With typical fingerpointing gusto, my friends on the rightwing side of the aisle are pointing to this piece in the Christian Science Monitor that they think definitively proves that the media isn't telling the whole story of Iraq:
Yet the Iraq of Corporal Mayer's memory is not solely a place of death and loss. It is also a place of hope. It is the hope of the town of Hit, which he saw transform from an insurgent stronghold to a place where kids played on Marine trucks. It is the hope of villagers who whispered where roadside bombs were hidden. But most of all, it is the hope he saw in a young Iraqi girl who loved pens and Oreo cookies.Like many soldiers and marines returning from Iraq, Mayer looks at the bleak portrayal of the war at home with perplexity - if not annoyance. It is a perception gap that has put the military and media at odds, as troops complain that the media care only about death tolls, while the media counter that their job is to look at the broader picture, not through the soda straw of troops' individual experiences.
It's very possible that the media isn't reporting much of the good news from Iraq: new schools, new hospitals, infrastructure improvements, etc. Iraq is a very dangerous place. Kidnappings and bombings make the region difficult to yield a comprehensive picture of everything that's going on.
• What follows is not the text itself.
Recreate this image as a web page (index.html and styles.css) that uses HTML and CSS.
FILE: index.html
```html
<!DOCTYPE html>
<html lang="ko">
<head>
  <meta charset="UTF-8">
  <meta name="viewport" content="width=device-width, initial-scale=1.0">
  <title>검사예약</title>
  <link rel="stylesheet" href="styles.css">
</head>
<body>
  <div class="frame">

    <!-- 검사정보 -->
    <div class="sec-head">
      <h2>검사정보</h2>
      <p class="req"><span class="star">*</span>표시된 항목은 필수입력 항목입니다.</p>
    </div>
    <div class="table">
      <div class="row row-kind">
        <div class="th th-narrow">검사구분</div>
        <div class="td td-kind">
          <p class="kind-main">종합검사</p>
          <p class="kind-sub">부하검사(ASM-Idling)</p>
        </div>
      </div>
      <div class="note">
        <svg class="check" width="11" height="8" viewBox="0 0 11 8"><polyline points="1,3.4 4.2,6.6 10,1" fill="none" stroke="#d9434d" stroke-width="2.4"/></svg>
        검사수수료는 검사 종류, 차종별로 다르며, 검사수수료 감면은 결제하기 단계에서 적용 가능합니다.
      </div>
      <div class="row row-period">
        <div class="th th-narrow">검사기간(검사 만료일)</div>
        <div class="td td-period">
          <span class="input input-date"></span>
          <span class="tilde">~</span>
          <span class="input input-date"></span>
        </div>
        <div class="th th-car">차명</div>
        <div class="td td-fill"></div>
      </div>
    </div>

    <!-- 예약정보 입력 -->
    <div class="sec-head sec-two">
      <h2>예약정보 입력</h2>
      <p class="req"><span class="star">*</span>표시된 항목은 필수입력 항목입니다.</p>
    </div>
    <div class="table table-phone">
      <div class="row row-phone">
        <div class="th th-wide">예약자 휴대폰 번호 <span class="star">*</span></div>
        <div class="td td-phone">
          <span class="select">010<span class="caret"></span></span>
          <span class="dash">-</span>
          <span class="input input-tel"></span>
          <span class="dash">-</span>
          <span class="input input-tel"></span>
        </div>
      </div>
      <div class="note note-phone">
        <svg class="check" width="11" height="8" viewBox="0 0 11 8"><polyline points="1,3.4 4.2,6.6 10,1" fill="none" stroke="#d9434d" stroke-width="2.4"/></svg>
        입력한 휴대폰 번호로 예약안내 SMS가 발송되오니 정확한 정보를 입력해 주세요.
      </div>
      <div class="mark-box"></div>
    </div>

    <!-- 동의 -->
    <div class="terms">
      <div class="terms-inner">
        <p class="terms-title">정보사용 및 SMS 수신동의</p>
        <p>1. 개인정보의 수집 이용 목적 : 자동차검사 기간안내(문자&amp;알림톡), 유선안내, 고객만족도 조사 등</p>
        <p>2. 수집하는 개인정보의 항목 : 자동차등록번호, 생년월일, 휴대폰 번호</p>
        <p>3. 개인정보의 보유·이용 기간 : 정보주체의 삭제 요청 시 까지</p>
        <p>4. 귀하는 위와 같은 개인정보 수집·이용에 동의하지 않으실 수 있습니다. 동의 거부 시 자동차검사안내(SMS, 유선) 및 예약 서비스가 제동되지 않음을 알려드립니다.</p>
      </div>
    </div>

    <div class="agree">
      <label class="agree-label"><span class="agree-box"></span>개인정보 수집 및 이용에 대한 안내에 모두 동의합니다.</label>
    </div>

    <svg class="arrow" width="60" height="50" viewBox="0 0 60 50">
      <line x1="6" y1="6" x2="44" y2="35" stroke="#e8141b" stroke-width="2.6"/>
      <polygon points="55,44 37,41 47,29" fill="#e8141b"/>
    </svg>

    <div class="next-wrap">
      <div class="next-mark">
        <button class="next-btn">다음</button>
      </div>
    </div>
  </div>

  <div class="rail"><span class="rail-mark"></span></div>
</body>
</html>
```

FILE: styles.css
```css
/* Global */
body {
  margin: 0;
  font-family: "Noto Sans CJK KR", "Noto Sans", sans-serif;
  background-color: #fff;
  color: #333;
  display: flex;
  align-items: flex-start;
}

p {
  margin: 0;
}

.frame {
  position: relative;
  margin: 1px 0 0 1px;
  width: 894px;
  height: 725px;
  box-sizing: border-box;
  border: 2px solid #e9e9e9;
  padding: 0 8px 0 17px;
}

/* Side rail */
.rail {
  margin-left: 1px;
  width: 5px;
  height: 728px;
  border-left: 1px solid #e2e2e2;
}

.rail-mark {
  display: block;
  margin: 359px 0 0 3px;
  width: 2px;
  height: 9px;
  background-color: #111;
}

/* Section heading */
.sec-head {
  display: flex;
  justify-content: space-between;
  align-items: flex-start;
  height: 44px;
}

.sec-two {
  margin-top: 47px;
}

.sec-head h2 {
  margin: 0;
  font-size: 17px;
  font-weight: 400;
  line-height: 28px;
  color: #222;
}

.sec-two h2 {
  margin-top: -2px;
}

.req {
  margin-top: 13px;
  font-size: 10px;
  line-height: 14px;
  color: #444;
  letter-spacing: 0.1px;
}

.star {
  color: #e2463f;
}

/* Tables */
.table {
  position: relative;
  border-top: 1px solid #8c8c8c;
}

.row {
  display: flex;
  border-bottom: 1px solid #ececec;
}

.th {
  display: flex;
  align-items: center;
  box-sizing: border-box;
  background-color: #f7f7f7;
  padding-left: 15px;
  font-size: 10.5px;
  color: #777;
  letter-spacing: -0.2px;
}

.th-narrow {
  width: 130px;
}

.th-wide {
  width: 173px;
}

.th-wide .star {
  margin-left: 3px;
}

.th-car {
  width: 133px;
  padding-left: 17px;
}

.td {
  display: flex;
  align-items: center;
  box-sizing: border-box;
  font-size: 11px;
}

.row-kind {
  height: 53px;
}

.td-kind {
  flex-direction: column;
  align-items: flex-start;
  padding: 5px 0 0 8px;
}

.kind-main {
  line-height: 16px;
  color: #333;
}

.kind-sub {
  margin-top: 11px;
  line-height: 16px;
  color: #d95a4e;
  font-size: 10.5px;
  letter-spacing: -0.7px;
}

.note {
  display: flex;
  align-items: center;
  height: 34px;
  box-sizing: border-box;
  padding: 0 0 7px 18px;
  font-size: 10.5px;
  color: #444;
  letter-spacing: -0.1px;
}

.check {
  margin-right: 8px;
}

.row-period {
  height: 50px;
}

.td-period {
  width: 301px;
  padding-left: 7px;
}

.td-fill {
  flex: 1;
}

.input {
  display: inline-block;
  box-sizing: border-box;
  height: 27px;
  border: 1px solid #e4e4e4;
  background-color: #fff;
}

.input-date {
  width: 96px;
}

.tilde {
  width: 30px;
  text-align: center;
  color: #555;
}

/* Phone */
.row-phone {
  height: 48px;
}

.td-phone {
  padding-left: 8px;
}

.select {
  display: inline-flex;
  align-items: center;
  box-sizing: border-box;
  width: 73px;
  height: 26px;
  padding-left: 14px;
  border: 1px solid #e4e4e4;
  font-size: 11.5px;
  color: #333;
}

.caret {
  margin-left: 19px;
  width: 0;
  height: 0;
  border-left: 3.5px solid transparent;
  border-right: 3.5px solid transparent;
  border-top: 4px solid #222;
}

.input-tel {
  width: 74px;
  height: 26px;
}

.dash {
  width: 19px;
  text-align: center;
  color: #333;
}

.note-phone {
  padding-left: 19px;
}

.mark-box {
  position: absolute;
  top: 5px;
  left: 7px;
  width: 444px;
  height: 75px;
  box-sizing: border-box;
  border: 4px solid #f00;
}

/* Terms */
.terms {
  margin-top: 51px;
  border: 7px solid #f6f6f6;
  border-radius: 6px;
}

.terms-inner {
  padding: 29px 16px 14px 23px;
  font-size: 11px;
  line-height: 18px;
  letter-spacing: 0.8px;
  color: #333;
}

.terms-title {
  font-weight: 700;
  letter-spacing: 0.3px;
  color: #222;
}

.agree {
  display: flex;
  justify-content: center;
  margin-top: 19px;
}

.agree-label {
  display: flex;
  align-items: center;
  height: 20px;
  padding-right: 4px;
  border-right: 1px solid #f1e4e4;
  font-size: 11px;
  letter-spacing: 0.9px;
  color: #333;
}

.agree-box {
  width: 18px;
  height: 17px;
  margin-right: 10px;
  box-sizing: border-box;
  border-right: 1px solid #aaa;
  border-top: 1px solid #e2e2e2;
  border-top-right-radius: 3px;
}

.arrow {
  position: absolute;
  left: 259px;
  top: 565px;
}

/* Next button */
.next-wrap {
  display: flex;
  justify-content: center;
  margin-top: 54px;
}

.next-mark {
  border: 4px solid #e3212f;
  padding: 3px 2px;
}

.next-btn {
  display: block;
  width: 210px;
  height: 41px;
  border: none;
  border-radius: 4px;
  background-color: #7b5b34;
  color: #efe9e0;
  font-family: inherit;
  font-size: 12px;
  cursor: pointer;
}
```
However, I believe that even if the media was reporting the vast majority of the "good things" happening in Iraq, public support would still be eroding quickly.
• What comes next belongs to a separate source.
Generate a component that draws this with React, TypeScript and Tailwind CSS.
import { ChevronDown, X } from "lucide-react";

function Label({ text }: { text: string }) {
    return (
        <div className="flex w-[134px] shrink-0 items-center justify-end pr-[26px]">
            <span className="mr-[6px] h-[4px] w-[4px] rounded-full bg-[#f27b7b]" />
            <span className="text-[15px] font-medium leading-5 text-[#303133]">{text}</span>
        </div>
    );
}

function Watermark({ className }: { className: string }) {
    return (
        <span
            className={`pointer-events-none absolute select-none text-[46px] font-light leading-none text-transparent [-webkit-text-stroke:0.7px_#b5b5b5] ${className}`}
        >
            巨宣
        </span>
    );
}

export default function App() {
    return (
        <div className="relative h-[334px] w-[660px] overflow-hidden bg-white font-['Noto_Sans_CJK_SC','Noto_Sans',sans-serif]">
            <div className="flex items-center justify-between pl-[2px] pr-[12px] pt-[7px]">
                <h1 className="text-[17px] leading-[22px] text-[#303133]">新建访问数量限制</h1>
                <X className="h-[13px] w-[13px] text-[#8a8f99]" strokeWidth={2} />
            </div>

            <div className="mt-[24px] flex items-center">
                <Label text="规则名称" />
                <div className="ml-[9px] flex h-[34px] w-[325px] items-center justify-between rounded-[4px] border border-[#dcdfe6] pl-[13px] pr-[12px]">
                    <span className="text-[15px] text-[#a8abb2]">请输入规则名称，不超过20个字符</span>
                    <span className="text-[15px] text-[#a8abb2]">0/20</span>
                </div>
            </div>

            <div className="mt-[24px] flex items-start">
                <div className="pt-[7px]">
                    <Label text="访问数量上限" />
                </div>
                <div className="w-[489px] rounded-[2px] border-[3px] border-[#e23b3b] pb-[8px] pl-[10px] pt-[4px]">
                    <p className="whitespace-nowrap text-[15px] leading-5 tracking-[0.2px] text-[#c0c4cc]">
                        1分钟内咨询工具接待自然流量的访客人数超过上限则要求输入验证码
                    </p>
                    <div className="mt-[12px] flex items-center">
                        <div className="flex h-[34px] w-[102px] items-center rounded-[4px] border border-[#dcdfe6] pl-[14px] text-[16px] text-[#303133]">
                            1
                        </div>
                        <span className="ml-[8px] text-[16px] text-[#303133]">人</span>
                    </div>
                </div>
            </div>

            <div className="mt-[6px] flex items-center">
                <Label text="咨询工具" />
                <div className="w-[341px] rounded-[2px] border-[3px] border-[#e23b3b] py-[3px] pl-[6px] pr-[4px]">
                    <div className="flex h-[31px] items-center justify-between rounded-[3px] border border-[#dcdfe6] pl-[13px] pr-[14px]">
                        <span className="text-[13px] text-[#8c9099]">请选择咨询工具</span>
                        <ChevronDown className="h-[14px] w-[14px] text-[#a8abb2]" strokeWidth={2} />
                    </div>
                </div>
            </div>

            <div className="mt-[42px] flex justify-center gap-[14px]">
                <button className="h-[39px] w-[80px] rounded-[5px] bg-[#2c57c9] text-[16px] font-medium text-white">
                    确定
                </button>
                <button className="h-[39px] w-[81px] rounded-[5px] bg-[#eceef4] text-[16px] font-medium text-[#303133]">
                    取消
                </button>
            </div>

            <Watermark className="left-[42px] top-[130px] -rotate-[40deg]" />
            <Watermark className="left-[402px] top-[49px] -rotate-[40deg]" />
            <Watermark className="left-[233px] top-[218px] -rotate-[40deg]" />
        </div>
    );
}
We were told that we had to invade Iraq because they were going to use weapons of mass destruction against us on our soil. We couldn't wait to invade because if we did...it would put our nation at real physical risk. This information turned out to be spectacularly false. Had the public been told that we were going to invade Iraq to save the Iraqis from Hussein and then rebuild their country to bring democracy...it's unlikely there would have been much public support.
Even with all of these good deeds our soldier are doing in the name of bringing democracy and helping the Iraqis, millions of them believe that suicide attacks against US and British soldiers are justified. Even more alarming, up to 65 per cent of Iraqi citizens support attacks and fewer than one per cent think Allied military involvement is helping to improve their security.
The Iraqis have to be seeing these good things we're doing. The experiences of these marines who've testified to these positives can't be one sided. Even with those good works factored in, the Iraqis pretty clearly believe we're doing much more harm than good.
Perhaps the cognitive dissonance of good vs bad in Iraq isn't on the part of the media, as my rightwing friends (and some soldiers) would have us believe. Perhaps the dissonance is on the part of the soldier who are heavily weighting the positives they're able to do against the many negatives seen by the Iraqis...and by the American people.
Or maybe things like trophy videos showing private security contractors randomly shooting Iraqi civilians so clouds the issue that Iraqis can't see the positives. Maybe for them, knowing that the US and Great Britain are responsible for the deaths of so many innocents...it really doesn't matter.